We’re cubemates, so it was just us. We have different jobs. I’m a developer, she’s a designer. She’s writing a design guide. (Which is the document a developer, myself or some other, will use to do our work from.)

She asked me to look at a section she was writing to see if it was comprehensible. It wasn’t, and I nicely explained why. She began to argue with me about it, and I said “Dude, I get what you are going for (because she had explained it to me) but this is not it. If you kept it like this and I got it, I would end up crossing it out and then writing you an email asking you to clarify exactly what you meant.” She claimed that was probably okay then, since I got the basic idea. At this point I suggested a way to write it that was easy to interpret and she declared that to be much helping.

We’re pals, she’s just stubborn to a degree I find impressive.

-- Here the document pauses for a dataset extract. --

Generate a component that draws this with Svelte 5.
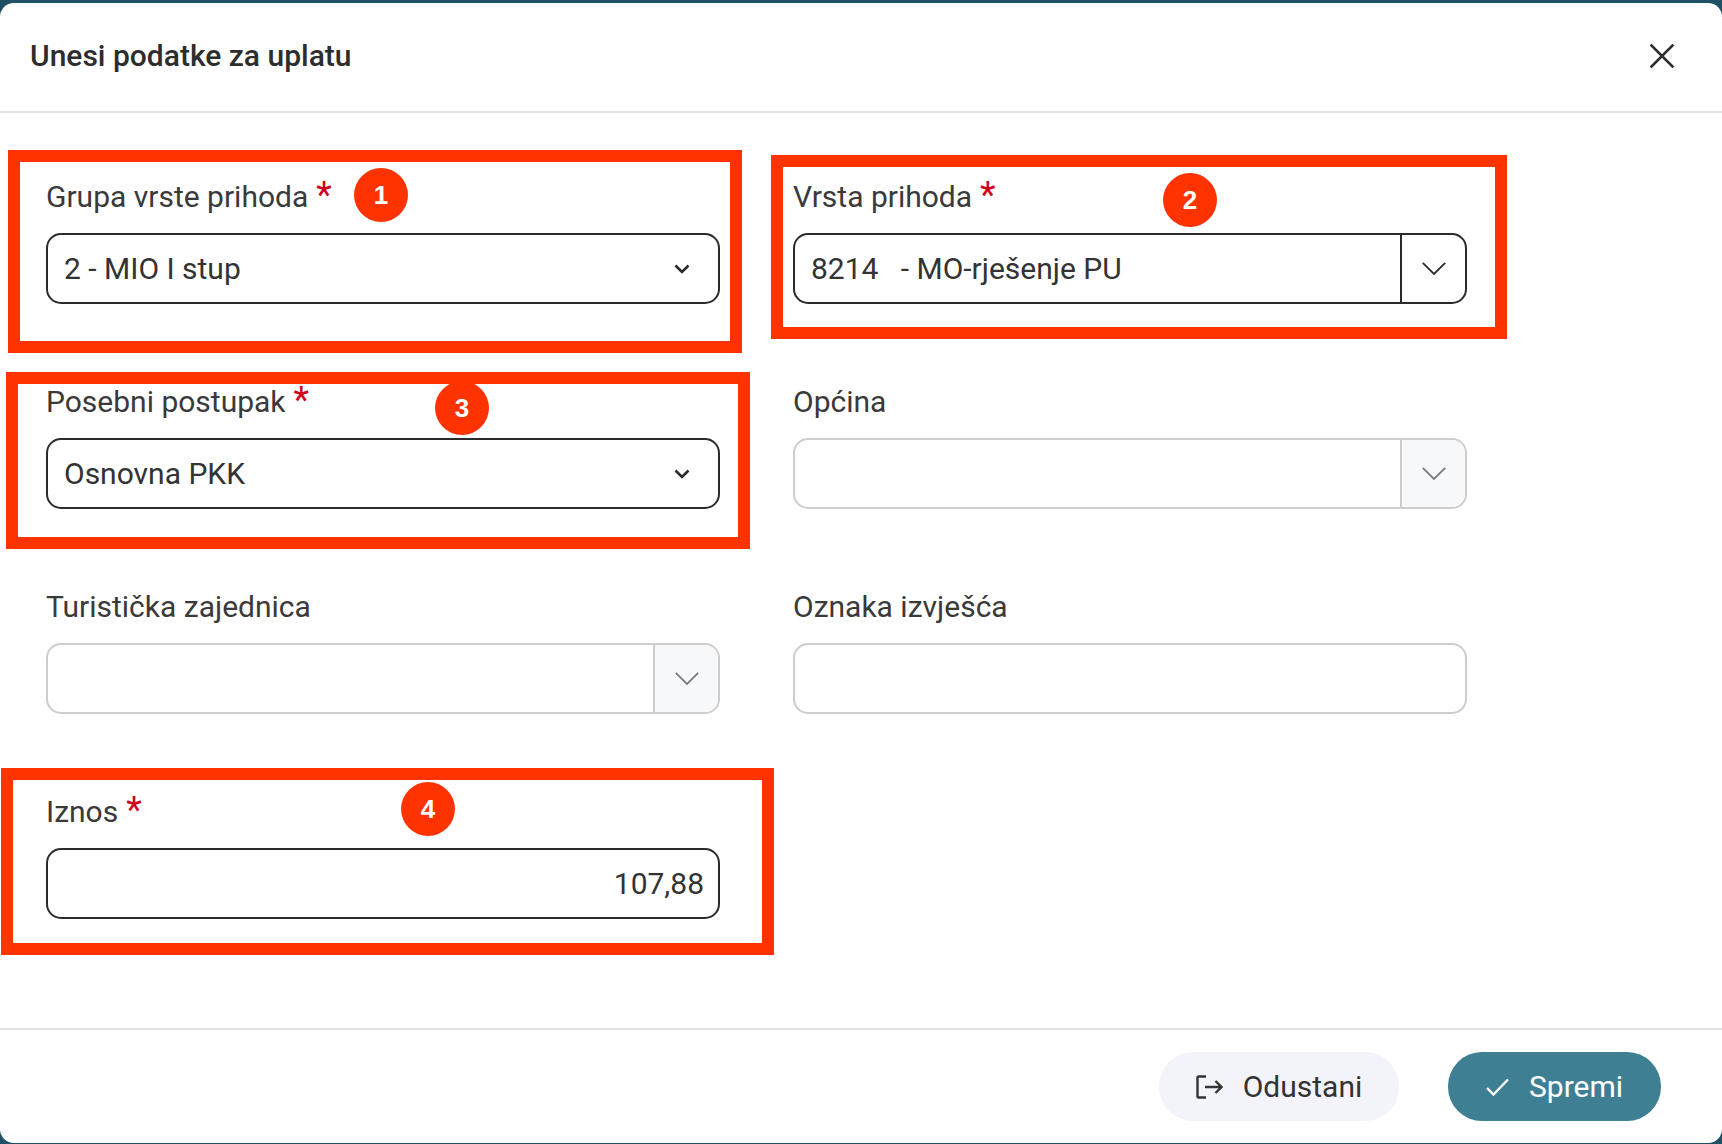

So, coworker, I take it it’s OK for YOU to be buddy-buddy with a manager but it’s not OK for ME to be buddy buddy? Isn’t that interesting? Wait until you get the hard fact on paper that management now knows why your productivity is down and you’ve been taken off your favorite tasks because of it. I’ll just be watching it all and trying not to snicker.

I realize I was just here complaining about my coworkers not having lives but . . .

I put in a vacation request, about 6 weeks in advance. My manager said OK, but the person I will be working with at the time is worried because last time I was on vacation I “disappeared.”

Was I supposed to take my work with me?

If I go on vacation and still do whatever you need me to do, will I not have to use vacation days?

Is this just a difference between working for huge corporations and small companies?

I’m starting to consider calling a recruiter again.